# Given problem:
Set down the data below without change, skipping the pictures it holds.

[Entries with page source code]
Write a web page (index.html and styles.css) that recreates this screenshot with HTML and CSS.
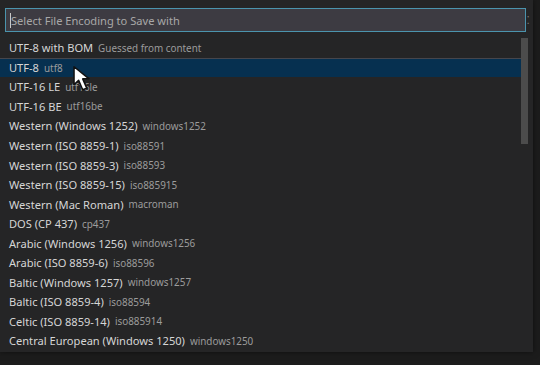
FILE: index.html
```html
<!DOCTYPE html>
<html>
<head>
<meta charset="utf-8">
<link rel="stylesheet" href="styles.css">
</head>
<body>
<div class="widget">
  <div class="input-row">
    <div class="input"><span class="caret"></span><span class="placeholder">Select File Encoding to Save with</span></div>
    <div class="grip">⁚</div>
  </div>
  <div class="list">
    <div class="row"><span class="label">UTF-8 with BOM</span><span class="desc">Guessed from content</span></div>
    <div class="row selected sep"><span class="label">UTF-8</span><span class="desc">utf8</span></div>
    <div class="row"><span class="label">UTF-16 LE</span><span class="desc">utf16le</span></div>
    <div class="row"><span class="label">UTF-16 BE</span><span class="desc">utf16be</span></div>
    <div class="row"><span class="label">Western (Windows 1252)</span><span class="desc">windows1252</span></div>
    <div class="row"><span class="label">Western (ISO 8859-1)</span><span class="desc">iso88591</span></div>
    <div class="row"><span class="label">Western (ISO 8859-3)</span><span class="desc">iso88593</span></div>
    <div class="row"><span class="label">Western (ISO 8859-15)</span><span class="desc">iso885915</span></div>
    <div class="row"><span class="label">Western (Mac Roman)</span><span class="desc">macroman</span></div>
    <div class="row"><span class="label">DOS (CP 437)</span><span class="desc">cp437</span></div>
    <div class="row"><span class="label">Arabic (Windows 1256)</span><span class="desc">windows1256</span></div>
    <div class="row"><span class="label">Arabic (ISO 8859-6)</span><span class="desc">iso88596</span></div>
    <div class="row"><span class="label">Baltic (Windows 1257)</span><span class="desc">windows1257</span></div>
    <div class="row"><span class="label">Baltic (ISO 8859-4)</span><span class="desc">iso88594</span></div>
    <div class="row"><span class="label">Celtic (ISO 8859-14)</span><span class="desc">iso885914</span></div>
    <div class="row"><span class="label">Central European (Windows 1250)</span><span class="desc">windows1250</span></div>
    <div class="scrollbar"></div>
    <svg class="cursor" width="26" height="30" viewBox="0 0 22 26">
      <path d="M1.5 1.5 L1.5 17 L5.5 13.2 L9 21.5 L12.5 20 L9 12 L14.5 12 Z" fill="#ffffff" stroke="#111" stroke-width="1.3" stroke-linejoin="round"/>
    </svg>
  </div>
</div>
</body>
</html>
```

FILE: styles.css
```css
html, body {
  margin: 0;
  padding: 0;
  background: #1c1c1c;
  width: 540px;
  height: 365px;
  overflow: hidden;
}

.widget {
  width: 533px;
  height: 352px;
  background: #252526;
  box-sizing: border-box;
  padding-top: 8px;
  font-family: "Noto Sans", "Open Sans", sans-serif;
  box-shadow: 0 0 6px rgba(0,0,0,0.5);
}

.input-row {
  display: flex;
  align-items: center;
  padding-left: 5px;
}

.input {
  width: 521px;
  height: 24px;
  box-sizing: border-box;
  border: 1px solid #4b94ad;
  background: #3d3b42;
  display: flex;
  align-items: center;
  padding-left: 4px;
}

.caret {
  width: 1px;
  height: 15px;
  background: #c8c8c8;
}

.placeholder {
  color: #a8a8a8;
  font-size: 11.1px;
}

.grip {
  color: #8a8a8a;
  font-size: 10px;
  margin-left: 1px;
}

.list {
  position: relative;
  margin-top: 6px;
  width: 528px;
}

.row {
  height: 19.55px;
  display: flex;
  align-items: center;
  padding-left: 9px;
  box-sizing: border-box;
  white-space: nowrap;
}

.row.sep {
  border-top: 1px solid #46464c;
}

.row.selected {
  background: #063050;
}

.label {
  color: #d6d6d6;
  font-size: 11.1px;
}

.desc {
  color: #9c9c9c;
  font-size: 9.9px;
  margin-left: 5px;
}

.scrollbar {
  position: absolute;
  right: 0;
  top: 0;
  width: 7px;
  height: 106px;
  background: #4c4c4c;
}

.cursor {
  position: absolute;
  left: 72px;
  top: 27px;
}
```
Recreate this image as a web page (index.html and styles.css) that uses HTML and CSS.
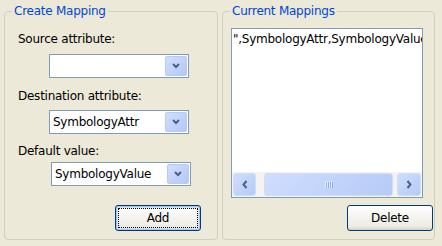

# Task output:
Write a web page (index.html and styles.css) that recreates this screenshot with HTML and CSS.
FILE: index.html
```html
<!DOCTYPE html>
<html>
<head>
<meta charset="utf-8">
<link rel="stylesheet" href="styles.css">
</head>
<body>
<div class="widget">
  <div class="input-row">
    <div class="input"><span class="caret"></span><span class="placeholder">Select File Encoding to Save with</span></div>
    <div class="grip">⁚</div>
  </div>
  <div class="list">
    <div class="row"><span class="label">UTF-8 with BOM</span><span class="desc">Guessed from content</span></div>
    <div class="row selected sep"><span class="label">UTF-8</span><span class="desc">utf8</span></div>
    <div class="row"><span class="label">UTF-16 LE</span><span class="desc">utf16le</span></div>
    <div class="row"><span class="label">UTF-16 BE</span><span class="desc">utf16be</span></div>
    <div class="row"><span class="label">Western (Windows 1252)</span><span class="desc">windows1252</span></div>
    <div class="row"><span class="label">Western (ISO 8859-1)</span><span class="desc">iso88591</span></div>
    <div class="row"><span class="label">Western (ISO 8859-3)</span><span class="desc">iso88593</span></div>
    <div class="row"><span class="label">Western (ISO 8859-15)</span><span class="desc">iso885915</span></div>
    <div class="row"><span class="label">Western (Mac Roman)</span><span class="desc">macroman</span></div>
    <div class="row"><span class="label">DOS (CP 437)</span><span class="desc">cp437</span></div>
    <div class="row"><span class="label">Arabic (Windows 1256)</span><span class="desc">windows1256</span></div>
    <div class="row"><span class="label">Arabic (ISO 8859-6)</span><span class="desc">iso88596</span></div>
    <div class="row"><span class="label">Baltic (Windows 1257)</span><span class="desc">windows1257</span></div>
    <div class="row"><span class="label">Baltic (ISO 8859-4)</span><span class="desc">iso88594</span></div>
    <div class="row"><span class="label">Celtic (ISO 8859-14)</span><span class="desc">iso885914</span></div>
    <div class="row"><span class="label">Central European (Windows 1250)</span><span class="desc">windows1250</span></div>
    <div class="scrollbar"></div>
    <svg class="cursor" width="26" height="30" viewBox="0 0 22 26">
      <path d="M1.5 1.5 L1.5 17 L5.5 13.2 L9 21.5 L12.5 20 L9 12 L14.5 12 Z" fill="#ffffff" stroke="#111" stroke-width="1.3" stroke-linejoin="round"/>
    </svg>
  </div>
</div>
</body>
</html>
```

FILE: styles.css
```css
html, body {
  margin: 0;
  padding: 0;
  background: #1c1c1c;
  width: 540px;
  height: 365px;
  overflow: hidden;
}

.widget {
  width: 533px;
  height: 352px;
  background: #252526;
  box-sizing: border-box;
  padding-top: 8px;
  font-family: "Noto Sans", "Open Sans", sans-serif;
  box-shadow: 0 0 6px rgba(0,0,0,0.5);
}

.input-row {
  display: flex;
  align-items: center;
  padding-left: 5px;
}

.input {
  width: 521px;
  height: 24px;
  box-sizing: border-box;
  border: 1px solid #4b94ad;
  background: #3d3b42;
  display: flex;
  align-items: center;
  padding-left: 4px;
}

.caret {
  width: 1px;
  height: 15px;
  background: #c8c8c8;
}

.placeholder {
  color: #a8a8a8;
  font-size: 11.1px;
}

.grip {
  color: #8a8a8a;
  font-size: 10px;
  margin-left: 1px;
}

.list {
  position: relative;
  margin-top: 6px;
  width: 528px;
}

.row {
  height: 19.55px;
  display: flex;
  align-items: center;
  padding-left: 9px;
  box-sizing: border-box;
  white-space: nowrap;
}

.row.sep {
  border-top: 1px solid #46464c;
}

.row.selected {
  background: #063050;
}

.label {
  color: #d6d6d6;
  font-size: 11.1px;
}

.desc {
  color: #9c9c9c;
  font-size: 9.9px;
  margin-left: 5px;
}

.scrollbar {
  position: absolute;
  right: 0;
  top: 0;
  width: 7px;
  height: 106px;
  background: #4c4c4c;
}

.cursor {
  position: absolute;
  left: 72px;
  top: 27px;
}
```
Recreate this image as a web page (index.html and styles.css) that uses HTML and CSS.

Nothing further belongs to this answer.